_SUPPLIED DATA:_
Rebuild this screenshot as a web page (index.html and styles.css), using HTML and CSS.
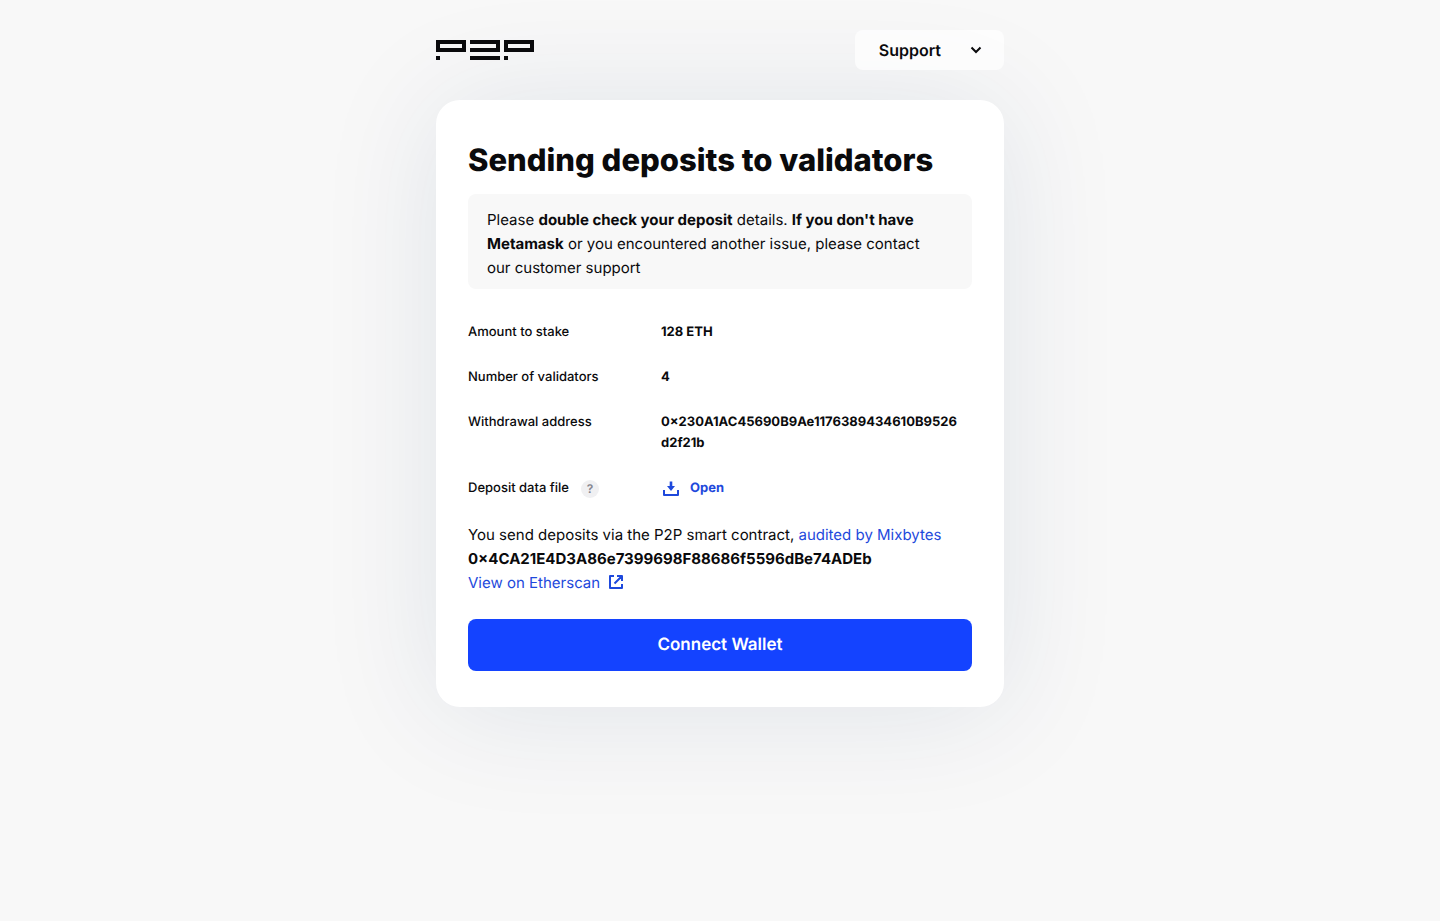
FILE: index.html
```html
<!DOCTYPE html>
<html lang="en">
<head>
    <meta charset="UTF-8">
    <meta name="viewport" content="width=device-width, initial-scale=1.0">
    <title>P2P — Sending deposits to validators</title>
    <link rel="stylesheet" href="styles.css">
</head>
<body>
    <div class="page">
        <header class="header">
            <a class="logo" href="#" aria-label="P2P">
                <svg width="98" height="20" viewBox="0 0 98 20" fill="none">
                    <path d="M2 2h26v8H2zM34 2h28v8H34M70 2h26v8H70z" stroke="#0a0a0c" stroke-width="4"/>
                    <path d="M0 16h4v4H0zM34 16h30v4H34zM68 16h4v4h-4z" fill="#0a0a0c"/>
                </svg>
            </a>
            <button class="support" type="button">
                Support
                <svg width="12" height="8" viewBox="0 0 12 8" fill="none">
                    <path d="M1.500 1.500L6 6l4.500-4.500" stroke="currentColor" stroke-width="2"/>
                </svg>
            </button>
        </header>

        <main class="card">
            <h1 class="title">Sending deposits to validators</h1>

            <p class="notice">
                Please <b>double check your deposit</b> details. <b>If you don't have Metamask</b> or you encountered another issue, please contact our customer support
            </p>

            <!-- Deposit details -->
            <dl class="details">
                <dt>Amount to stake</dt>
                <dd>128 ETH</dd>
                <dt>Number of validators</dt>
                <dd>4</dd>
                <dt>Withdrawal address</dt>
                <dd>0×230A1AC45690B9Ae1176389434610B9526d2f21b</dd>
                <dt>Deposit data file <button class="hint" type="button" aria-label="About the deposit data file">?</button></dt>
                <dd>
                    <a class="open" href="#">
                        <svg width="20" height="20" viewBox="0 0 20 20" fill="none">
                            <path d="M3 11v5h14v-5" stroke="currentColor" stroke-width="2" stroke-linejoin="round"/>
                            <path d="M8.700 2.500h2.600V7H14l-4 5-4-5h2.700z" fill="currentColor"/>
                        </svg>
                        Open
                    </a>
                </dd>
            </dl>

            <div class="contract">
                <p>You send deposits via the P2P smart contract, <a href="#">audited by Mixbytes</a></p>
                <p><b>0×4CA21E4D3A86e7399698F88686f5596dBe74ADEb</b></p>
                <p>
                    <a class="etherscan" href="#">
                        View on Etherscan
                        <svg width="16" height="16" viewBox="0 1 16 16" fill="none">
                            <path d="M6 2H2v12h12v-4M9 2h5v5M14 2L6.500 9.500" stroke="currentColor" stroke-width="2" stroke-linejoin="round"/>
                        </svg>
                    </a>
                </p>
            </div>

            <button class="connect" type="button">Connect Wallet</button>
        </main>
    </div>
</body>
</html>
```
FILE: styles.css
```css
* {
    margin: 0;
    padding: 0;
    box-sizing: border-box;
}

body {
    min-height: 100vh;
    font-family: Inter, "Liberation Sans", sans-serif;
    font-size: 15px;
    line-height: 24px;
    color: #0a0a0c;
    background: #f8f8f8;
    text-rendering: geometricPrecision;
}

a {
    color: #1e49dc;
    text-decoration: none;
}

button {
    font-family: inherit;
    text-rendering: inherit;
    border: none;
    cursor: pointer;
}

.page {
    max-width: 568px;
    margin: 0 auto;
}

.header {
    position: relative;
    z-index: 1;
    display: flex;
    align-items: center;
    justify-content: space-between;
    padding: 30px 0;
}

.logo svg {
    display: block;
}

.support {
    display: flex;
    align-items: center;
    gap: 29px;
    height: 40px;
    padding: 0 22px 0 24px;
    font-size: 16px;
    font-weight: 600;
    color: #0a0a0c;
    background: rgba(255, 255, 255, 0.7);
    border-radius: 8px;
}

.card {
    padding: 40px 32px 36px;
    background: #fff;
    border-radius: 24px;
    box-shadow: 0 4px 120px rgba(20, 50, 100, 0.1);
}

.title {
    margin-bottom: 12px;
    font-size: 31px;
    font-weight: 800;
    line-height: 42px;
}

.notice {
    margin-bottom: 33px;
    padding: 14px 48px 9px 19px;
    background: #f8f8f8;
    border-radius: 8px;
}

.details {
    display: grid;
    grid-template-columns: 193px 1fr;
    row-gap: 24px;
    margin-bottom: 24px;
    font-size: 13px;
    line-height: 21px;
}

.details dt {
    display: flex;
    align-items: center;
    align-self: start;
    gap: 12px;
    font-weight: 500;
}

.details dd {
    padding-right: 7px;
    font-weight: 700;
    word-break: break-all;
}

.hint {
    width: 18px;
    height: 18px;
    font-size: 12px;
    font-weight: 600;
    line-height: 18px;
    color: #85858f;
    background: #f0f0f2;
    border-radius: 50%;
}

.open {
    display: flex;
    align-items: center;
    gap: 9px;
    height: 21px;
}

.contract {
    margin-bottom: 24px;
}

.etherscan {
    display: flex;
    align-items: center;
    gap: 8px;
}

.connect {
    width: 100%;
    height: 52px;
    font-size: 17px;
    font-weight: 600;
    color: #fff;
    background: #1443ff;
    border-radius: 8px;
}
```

_REQUIRED TASK:_ Quote the full listing above word for word; exclude every picture from the copy.

_REPLY:_
Rebuild this screenshot as a web page (index.html and styles.css), using HTML and CSS.
FILE: index.html
```html
<!DOCTYPE html>
<html lang="en">
<head>
    <meta charset="UTF-8">
    <meta name="viewport" content="width=device-width, initial-scale=1.0">
    <title>P2P — Sending deposits to validators</title>
    <link rel="stylesheet" href="styles.css">
</head>
<body>
    <div class="page">
        <header class="header">
            <a class="logo" href="#" aria-label="P2P">
                <svg width="98" height="20" viewBox="0 0 98 20" fill="none">
                    <path d="M2 2h26v8H2zM34 2h28v8H34M70 2h26v8H70z" stroke="#0a0a0c" stroke-width="4"/>
                    <path d="M0 16h4v4H0zM34 16h30v4H34zM68 16h4v4h-4z" fill="#0a0a0c"/>
                </svg>
            </a>
            <button class="support" type="button">
                Support
                <svg width="12" height="8" viewBox="0 0 12 8" fill="none">
                    <path d="M1.500 1.500L6 6l4.500-4.500" stroke="currentColor" stroke-width="2"/>
                </svg>
            </button>
        </header>

        <main class="card">
            <h1 class="title">Sending deposits to validators</h1>

            <p class="notice">
                Please <b>double check your deposit</b> details. <b>If you don't have Metamask</b> or you encountered another issue, please contact our customer support
            </p>

            <!-- Deposit details -->
            <dl class="details">
                <dt>Amount to stake</dt>
                <dd>128 ETH</dd>
                <dt>Number of validators</dt>
                <dd>4</dd>
                <dt>Withdrawal address</dt>
                <dd>0×230A1AC45690B9Ae1176389434610B9526d2f21b</dd>
                <dt>Deposit data file <button class="hint" type="button" aria-label="About the deposit data file">?</button></dt>
                <dd>
                    <a class="open" href="#">
                        <svg width="20" height="20" viewBox="0 0 20 20" fill="none">
                            <path d="M3 11v5h14v-5" stroke="currentColor" stroke-width="2" stroke-linejoin="round"/>
                            <path d="M8.700 2.500h2.600V7H14l-4 5-4-5h2.700z" fill="currentColor"/>
                        </svg>
                        Open
                    </a>
                </dd>
            </dl>

            <div class="contract">
                <p>You send deposits via the P2P smart contract, <a href="#">audited by Mixbytes</a></p>
                <p><b>0×4CA21E4D3A86e7399698F88686f5596dBe74ADEb</b></p>
                <p>
                    <a class="etherscan" href="#">
                        View on Etherscan
                        <svg width="16" height="16" viewBox="0 1 16 16" fill="none">
                            <path d="M6 2H2v12h12v-4M9 2h5v5M14 2L6.500 9.500" stroke="currentColor" stroke-width="2" stroke-linejoin="round"/>
                        </svg>
                    </a>
                </p>
            </div>

            <button class="connect" type="button">Connect Wallet</button>
        </main>
    </div>
</body>
</html>
```
FILE: styles.css
```css
* {
    margin: 0;
    padding: 0;
    box-sizing: border-box;
}

body {
    min-height: 100vh;
    font-family: Inter, "Liberation Sans", sans-serif;
    font-size: 15px;
    line-height: 24px;
    color: #0a0a0c;
    background: #f8f8f8;
    text-rendering: geometricPrecision;
}

a {
    color: #1e49dc;
    text-decoration: none;
}

button {
    font-family: inherit;
    text-rendering: inherit;
    border: none;
    cursor: pointer;
}

.page {
    max-width: 568px;
    margin: 0 auto;
}

.header {
    position: relative;
    z-index: 1;
    display: flex;
    align-items: center;
    justify-content: space-between;
    padding: 30px 0;
}

.logo svg {
    display: block;
}

.support {
    display: flex;
    align-items: center;
    gap: 29px;
    height: 40px;
    padding: 0 22px 0 24px;
    font-size: 16px;
    font-weight: 600;
    color: #0a0a0c;
    background: rgba(255, 255, 255, 0.7);
    border-radius: 8px;
}

.card {
    padding: 40px 32px 36px;
    background: #fff;
    border-radius: 24px;
    box-shadow: 0 4px 120px rgba(20, 50, 100, 0.1);
}

.title {
    margin-bottom: 12px;
    font-size: 31px;
    font-weight: 800;
    line-height: 42px;
}

.notice {
    margin-bottom: 33px;
    padding: 14px 48px 9px 19px;
    background: #f8f8f8;
    border-radius: 8px;
}

.details {
    display: grid;
    grid-template-columns: 193px 1fr;
    row-gap: 24px;
    margin-bottom: 24px;
    font-size: 13px;
    line-height: 21px;
}

.details dt {
    display: flex;
    align-items: center;
    align-self: start;
    gap: 12px;
    font-weight: 500;
}

.details dd {
    padding-right: 7px;
    font-weight: 700;
    word-break: break-all;
}

.hint {
    width: 18px;
    height: 18px;
    font-size: 12px;
    font-weight: 600;
    line-height: 18px;
    color: #85858f;
    background: #f0f0f2;
    border-radius: 50%;
}

.open {
    display: flex;
    align-items: center;
    gap: 9px;
    height: 21px;
}

.contract {
    margin-bottom: 24px;
}

.etherscan {
    display: flex;
    align-items: center;
    gap: 8px;
}

.connect {
    width: 100%;
    height: 52px;
    font-size: 17px;
    font-weight: 600;
    color: #fff;
    background: #1443ff;
    border-radius: 8px;
}
```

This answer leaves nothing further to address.